> TASK INPUTS
....................

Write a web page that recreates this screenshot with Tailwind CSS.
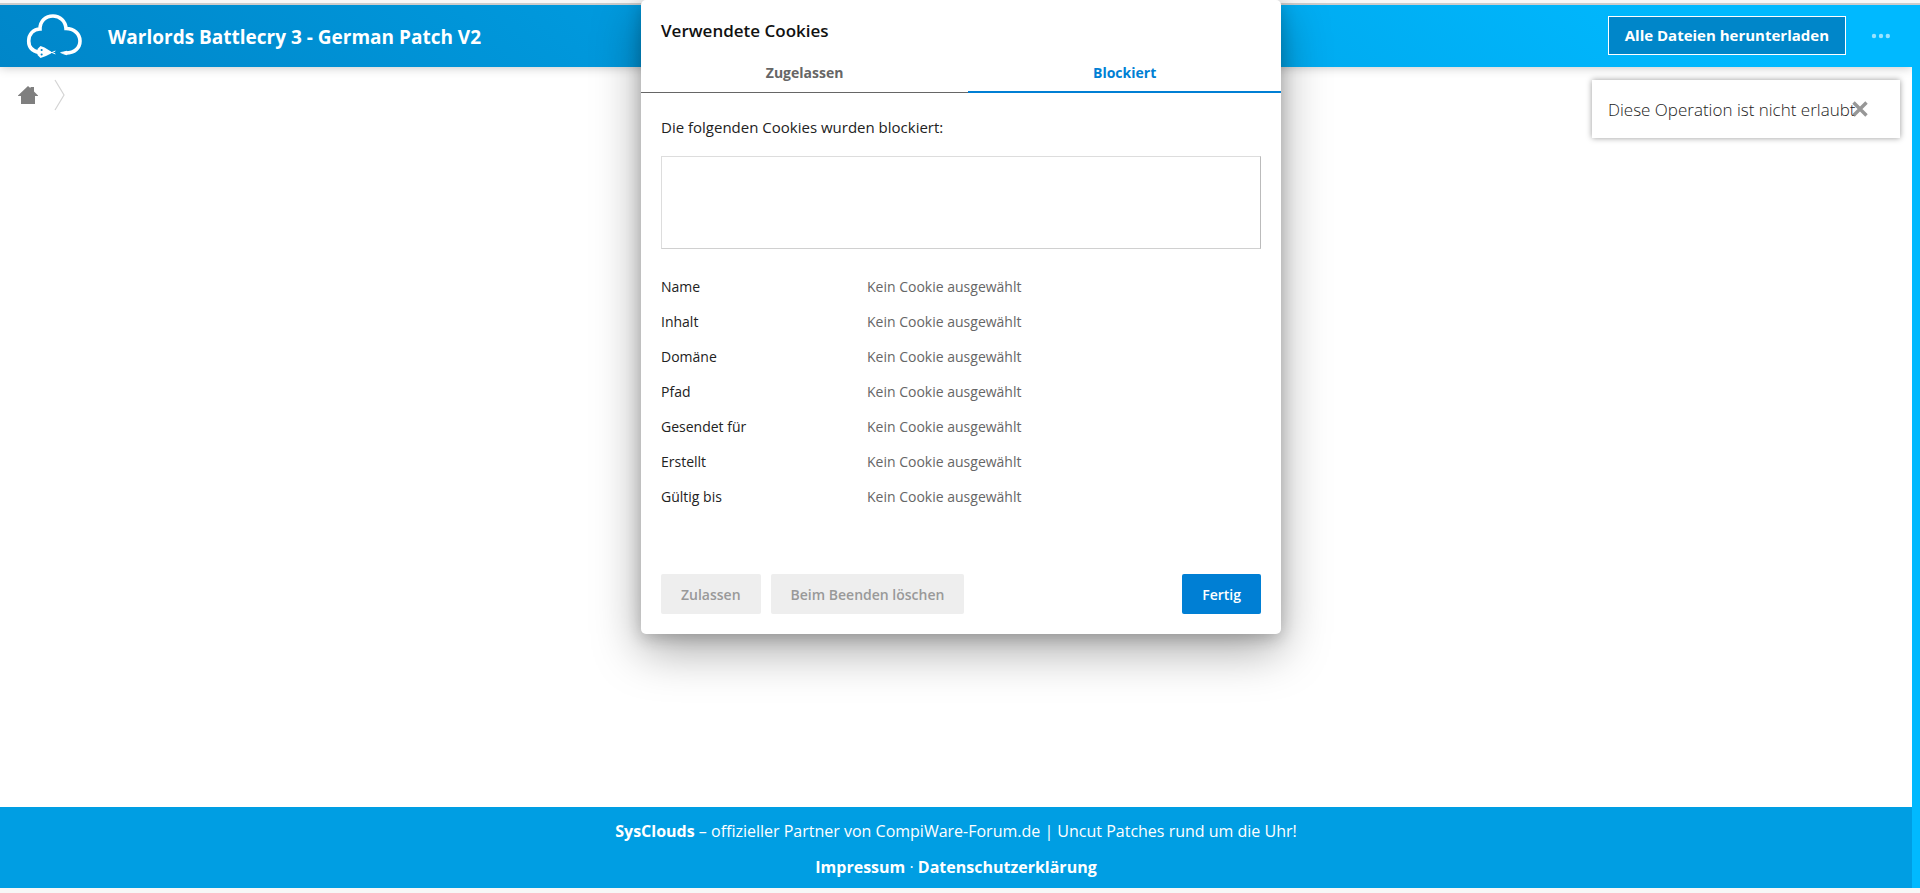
<!DOCTYPE html>
<html lang="de">
<head>
    <meta charset="UTF-8">
    <meta name="viewport" content="width=device-width, initial-scale=1.0">
    <title>Warlords Battlecry 3 - German Patch V2</title>
    <script src="https://cdn.jsdelivr.net/npm/@tailwindcss/browser@4"></script>
</head>
<body class="flex flex-col h-screen overflow-hidden bg-[#f7f7f7] font-['Open_Sans','Noto_Sans',sans-serif] text-[#222]">
    <div class="h-[5px] shrink-0 border-b-2 border-[#ccc]"></div>

    <div class="flex flex-1 bg-[#00b9ff]">
        <div class="flex flex-col flex-1 overflow-hidden bg-white">
            <!-- Header -->
            <header class="flex items-center h-[62px] shrink-0 pl-[26px] pr-[22px] text-white bg-linear-[40deg,#0086c9_0%,#00b9ff_90%] shadow-[0_0_10px_rgba(0,0,0,0.25)]">
                <a href="#" aria-label="SysClouds" class="shrink-0">
                    <svg class="w-14 h-11" viewBox="0 0 56 44" fill="none" stroke="#fff" stroke-width="3.6" stroke-linecap="round">
                        <path d="M13 38.500 C6 37 2.700 33 2.700 27 C2.700 20 7.500 15 14 15 C14 7 19.500 2 27 2 C34 2 39.500 7 40 14.500 C48 14.500 54 20 54 27 C54 34 48.500 39 40 39"/>
                        <path d="M35 38.500 L41 37.200 V40.800 L38 40 Z" fill="#fff" stroke-width="0.8"/>
                        <path d="M14.500 32 L18.500 33.500 L25 37.500 V39.500 L20 42 L14.500 44 L11.500 41 V35 Z" fill="#fff" stroke="none"/>
                        <path d="M23 38.500 H26 M26 38.500 L29 37.200 M26 38.500 L29 39.800" stroke-width="1"/>
                        <path d="M15.500 36 h.3 M15.500 40.500 h.3" stroke="#0086c9" stroke-width="1.800"/>
                    </svg>
                </a>
                <h1 class="flex-1 ml-[26px] pt-0.5 text-[19px] font-bold">Warlords Battlecry 3 - German Patch V2</h1>
                <button type="button" class="h-[39px] mb-0.5 px-4 border border-white bg-[#0086c9] text-[15px] font-bold">Alle Dateien herunterladen</button>
                <button type="button" aria-label="Mehr" class="ml-6 opacity-60">
                    <svg class="w-5 h-4" viewBox="0 0 20 16" fill="#fff">
                        <circle cx="4" cy="8" r="2.200"/>
                        <circle cx="11" cy="8" r="2.200"/>
                        <circle cx="17.800" cy="8" r="2.200"/>
                    </svg>
                </button>
            </header>

            <!-- Breadcrumb -->
            <main class="flex-1">
                <nav class="flex items-center h-14 pl-[18px]">
                    <a href="#" aria-label="Startseite">
                        <svg class="w-5 h-5" viewBox="0 0 20 20" fill="#7f7f7f">
                            <path d="M10 1 L12.500 3.300 V2 H16 V6.500 L20 10.500 V11 H17 V19 H3 V11 H0 V10.500 Z"/>
                        </svg>
                    </a>
                    <svg class="w-3 h-8 ml-4" viewBox="0 0 12 32" fill="none" stroke="#d4d4d4" stroke-width="1.200">
                        <path d="M1 1 L10 16 L1 31"/>
                    </svg>
                </nav>
            </main>

            <!-- Footer -->
            <footer class="shrink-0 pt-1.5 pb-[3px] bg-[#009ee3] text-center text-base leading-9 text-white">
                <p><a href="#" class="font-bold">SysClouds</a> – offizieller Partner von CompiWare-Forum.de | Uncut Patches rund um die Uhr!</p>
                <p><a href="#" class="font-bold">Impressum</a> · <a href="#" class="font-bold">Datenschutzerklärung</a></p>
            </footer>
        </div>
        <div class="w-2"></div>
    </div>
    <div class="h-[5px] shrink-0"></div>

    <!-- Notification -->
    <div role="alert" class="absolute top-20 right-5 flex items-center w-[308px] h-[58px] px-4 bg-white text-[17px] shadow-[0_0_6px_rgba(0,0,0,0.4)]">
        <span class="pt-0.5 font-light whitespace-nowrap">Diese Operation ist nicht erlaubt</span>
        <button type="button" aria-label="Schließen" class="absolute right-8 top-[21px] opacity-90">
            <svg class="w-4 h-4" viewBox="0 0 16 16" stroke="#8c8c8c" stroke-width="3.4">
                <path d="M1.500 1.500 L14.500 14.500 M14.500 1.500 L1.500 14.500"/>
            </svg>
        </button>
    </div>

    <!-- Cookie dialog -->
    <div role="dialog" aria-labelledby="dialogTitle" class="absolute top-0 left-0.5 right-0 mx-auto w-[640px] rounded-[5px] bg-white shadow-[0_16px_48px_rgba(0,0,0,0.35),0_4px_16px_rgba(0,0,0,0.2)]">
        <h2 id="dialogTitle" class="px-5 pt-[19px] pb-[7px] text-[17px] leading-6 font-semibold text-[#111]">Verwendete Cookies</h2>
        <div role="tablist" class="flex h-[43px] text-[14px] font-bold">
            <button type="button" role="tab" aria-selected="false" class="flex-auto pt-[3px] border-b border-[#666] text-[#666]">Zugelassen</button>
            <button type="button" role="tab" aria-selected="true" class="flex-auto pt-1 border-b-2 border-[#007fd4] text-[#007fd4]">Blockiert</button>
        </div>

        <div class="p-5">
            <p class="pb-[3px] text-[15px] leading-7">Die folgenden Cookies wurden blockiert:</p>
            <div role="listbox" aria-label="Blockierte Cookies" class="h-[93px] mt-3 border border-[#ddd] border-b-[#d0d0d0] border-r-[#bbb]"></div>

            <dl class="grid grid-cols-[206px_1fr] mt-5 text-[14px] leading-[35px]">
                <dt>Name</dt>
                <dd class="text-[#666]">Kein Cookie ausgewählt</dd>
                <dt>Inhalt</dt>
                <dd class="text-[#666]">Kein Cookie ausgewählt</dd>
                <dt>Domäne</dt>
                <dd class="text-[#666]">Kein Cookie ausgewählt</dd>
                <dt>Pfad</dt>
                <dd class="text-[#666]">Kein Cookie ausgewählt</dd>
                <dt>Gesendet für</dt>
                <dd class="text-[#666]">Kein Cookie ausgewählt</dd>
                <dt>Erstellt</dt>
                <dd class="text-[#666]">Kein Cookie ausgewählt</dd>
                <dt>Gültig bis</dt>
                <dd class="text-[#666]">Kein Cookie ausgewählt</dd>
            </dl>

            <div class="flex gap-2.5 mt-15 text-[14px] font-semibold">
                <button type="button" disabled class="h-10 px-5 rounded-xs bg-[#eee] text-[#999]">Zulassen</button>
                <button type="button" disabled class="h-10 px-5 rounded-xs bg-[#eee] text-[#999]">Beim Beenden löschen</button>
                <button type="button" class="h-10 ml-auto px-5 rounded-xs bg-[#007fd4] text-white">Fertig</button>
            </div>
        </div>
    </div>
</body>
</html>
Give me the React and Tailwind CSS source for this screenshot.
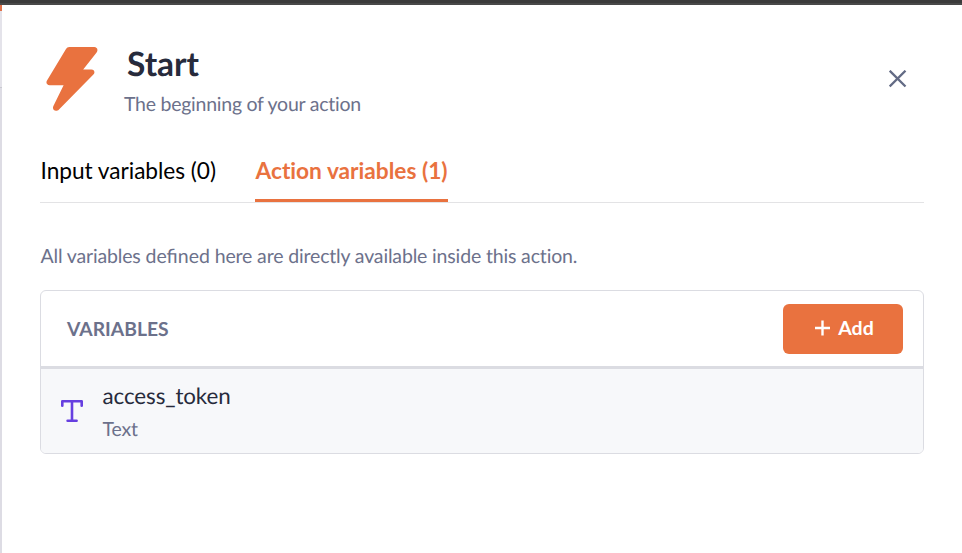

....................

Transcribe all the records above word for word, without their images.

> OUTPUT
Write a web page that recreates this screenshot with Tailwind CSS.
<!DOCTYPE html>
<html lang="de">
<head>
    <meta charset="UTF-8">
    <meta name="viewport" content="width=device-width, initial-scale=1.0">
    <title>Warlords Battlecry 3 - German Patch V2</title>
    <script src="https://cdn.jsdelivr.net/npm/@tailwindcss/browser@4"></script>
</head>
<body class="flex flex-col h-screen overflow-hidden bg-[#f7f7f7] font-['Open_Sans','Noto_Sans',sans-serif] text-[#222]">
    <div class="h-[5px] shrink-0 border-b-2 border-[#ccc]"></div>

    <div class="flex flex-1 bg-[#00b9ff]">
        <div class="flex flex-col flex-1 overflow-hidden bg-white">
            <!-- Header -->
            <header class="flex items-center h-[62px] shrink-0 pl-[26px] pr-[22px] text-white bg-linear-[40deg,#0086c9_0%,#00b9ff_90%] shadow-[0_0_10px_rgba(0,0,0,0.25)]">
                <a href="#" aria-label="SysClouds" class="shrink-0">
                    <svg class="w-14 h-11" viewBox="0 0 56 44" fill="none" stroke="#fff" stroke-width="3.6" stroke-linecap="round">
                        <path d="M13 38.500 C6 37 2.700 33 2.700 27 C2.700 20 7.500 15 14 15 C14 7 19.500 2 27 2 C34 2 39.500 7 40 14.500 C48 14.500 54 20 54 27 C54 34 48.500 39 40 39"/>
                        <path d="M35 38.500 L41 37.200 V40.800 L38 40 Z" fill="#fff" stroke-width="0.8"/>
                        <path d="M14.500 32 L18.500 33.500 L25 37.500 V39.500 L20 42 L14.500 44 L11.500 41 V35 Z" fill="#fff" stroke="none"/>
                        <path d="M23 38.500 H26 M26 38.500 L29 37.200 M26 38.500 L29 39.800" stroke-width="1"/>
                        <path d="M15.500 36 h.3 M15.500 40.500 h.3" stroke="#0086c9" stroke-width="1.800"/>
                    </svg>
                </a>
                <h1 class="flex-1 ml-[26px] pt-0.5 text-[19px] font-bold">Warlords Battlecry 3 - German Patch V2</h1>
                <button type="button" class="h-[39px] mb-0.5 px-4 border border-white bg-[#0086c9] text-[15px] font-bold">Alle Dateien herunterladen</button>
                <button type="button" aria-label="Mehr" class="ml-6 opacity-60">
                    <svg class="w-5 h-4" viewBox="0 0 20 16" fill="#fff">
                        <circle cx="4" cy="8" r="2.200"/>
                        <circle cx="11" cy="8" r="2.200"/>
                        <circle cx="17.800" cy="8" r="2.200"/>
                    </svg>
                </button>
            </header>

            <!-- Breadcrumb -->
            <main class="flex-1">
                <nav class="flex items-center h-14 pl-[18px]">
                    <a href="#" aria-label="Startseite">
                        <svg class="w-5 h-5" viewBox="0 0 20 20" fill="#7f7f7f">
                            <path d="M10 1 L12.500 3.300 V2 H16 V6.500 L20 10.500 V11 H17 V19 H3 V11 H0 V10.500 Z"/>
                        </svg>
                    </a>
                    <svg class="w-3 h-8 ml-4" viewBox="0 0 12 32" fill="none" stroke="#d4d4d4" stroke-width="1.200">
                        <path d="M1 1 L10 16 L1 31"/>
                    </svg>
                </nav>
            </main>

            <!-- Footer -->
            <footer class="shrink-0 pt-1.5 pb-[3px] bg-[#009ee3] text-center text-base leading-9 text-white">
                <p><a href="#" class="font-bold">SysClouds</a> – offizieller Partner von CompiWare-Forum.de | Uncut Patches rund um die Uhr!</p>
                <p><a href="#" class="font-bold">Impressum</a> · <a href="#" class="font-bold">Datenschutzerklärung</a></p>
            </footer>
        </div>
        <div class="w-2"></div>
    </div>
    <div class="h-[5px] shrink-0"></div>

    <!-- Notification -->
    <div role="alert" class="absolute top-20 right-5 flex items-center w-[308px] h-[58px] px-4 bg-white text-[17px] shadow-[0_0_6px_rgba(0,0,0,0.4)]">
        <span class="pt-0.5 font-light whitespace-nowrap">Diese Operation ist nicht erlaubt</span>
        <button type="button" aria-label="Schließen" class="absolute right-8 top-[21px] opacity-90">
            <svg class="w-4 h-4" viewBox="0 0 16 16" stroke="#8c8c8c" stroke-width="3.4">
                <path d="M1.500 1.500 L14.500 14.500 M14.500 1.500 L1.500 14.500"/>
            </svg>
        </button>
    </div>

    <!-- Cookie dialog -->
    <div role="dialog" aria-labelledby="dialogTitle" class="absolute top-0 left-0.5 right-0 mx-auto w-[640px] rounded-[5px] bg-white shadow-[0_16px_48px_rgba(0,0,0,0.35),0_4px_16px_rgba(0,0,0,0.2)]">
        <h2 id="dialogTitle" class="px-5 pt-[19px] pb-[7px] text-[17px] leading-6 font-semibold text-[#111]">Verwendete Cookies</h2>
        <div role="tablist" class="flex h-[43px] text-[14px] font-bold">
            <button type="button" role="tab" aria-selected="false" class="flex-auto pt-[3px] border-b border-[#666] text-[#666]">Zugelassen</button>
            <button type="button" role="tab" aria-selected="true" class="flex-auto pt-1 border-b-2 border-[#007fd4] text-[#007fd4]">Blockiert</button>
        </div>

        <div class="p-5">
            <p class="pb-[3px] text-[15px] leading-7">Die folgenden Cookies wurden blockiert:</p>
            <div role="listbox" aria-label="Blockierte Cookies" class="h-[93px] mt-3 border border-[#ddd] border-b-[#d0d0d0] border-r-[#bbb]"></div>

            <dl class="grid grid-cols-[206px_1fr] mt-5 text-[14px] leading-[35px]">
                <dt>Name</dt>
                <dd class="text-[#666]">Kein Cookie ausgewählt</dd>
                <dt>Inhalt</dt>
                <dd class="text-[#666]">Kein Cookie ausgewählt</dd>
                <dt>Domäne</dt>
                <dd class="text-[#666]">Kein Cookie ausgewählt</dd>
                <dt>Pfad</dt>
                <dd class="text-[#666]">Kein Cookie ausgewählt</dd>
                <dt>Gesendet für</dt>
                <dd class="text-[#666]">Kein Cookie ausgewählt</dd>
                <dt>Erstellt</dt>
                <dd class="text-[#666]">Kein Cookie ausgewählt</dd>
                <dt>Gültig bis</dt>
                <dd class="text-[#666]">Kein Cookie ausgewählt</dd>
            </dl>

            <div class="flex gap-2.5 mt-15 text-[14px] font-semibold">
                <button type="button" disabled class="h-10 px-5 rounded-xs bg-[#eee] text-[#999]">Zulassen</button>
                <button type="button" disabled class="h-10 px-5 rounded-xs bg-[#eee] text-[#999]">Beim Beenden löschen</button>
                <button type="button" class="h-10 ml-auto px-5 rounded-xs bg-[#007fd4] text-white">Fertig</button>
            </div>
        </div>
    </div>
</body>
</html>
Give me the React and Tailwind CSS source for this screenshot.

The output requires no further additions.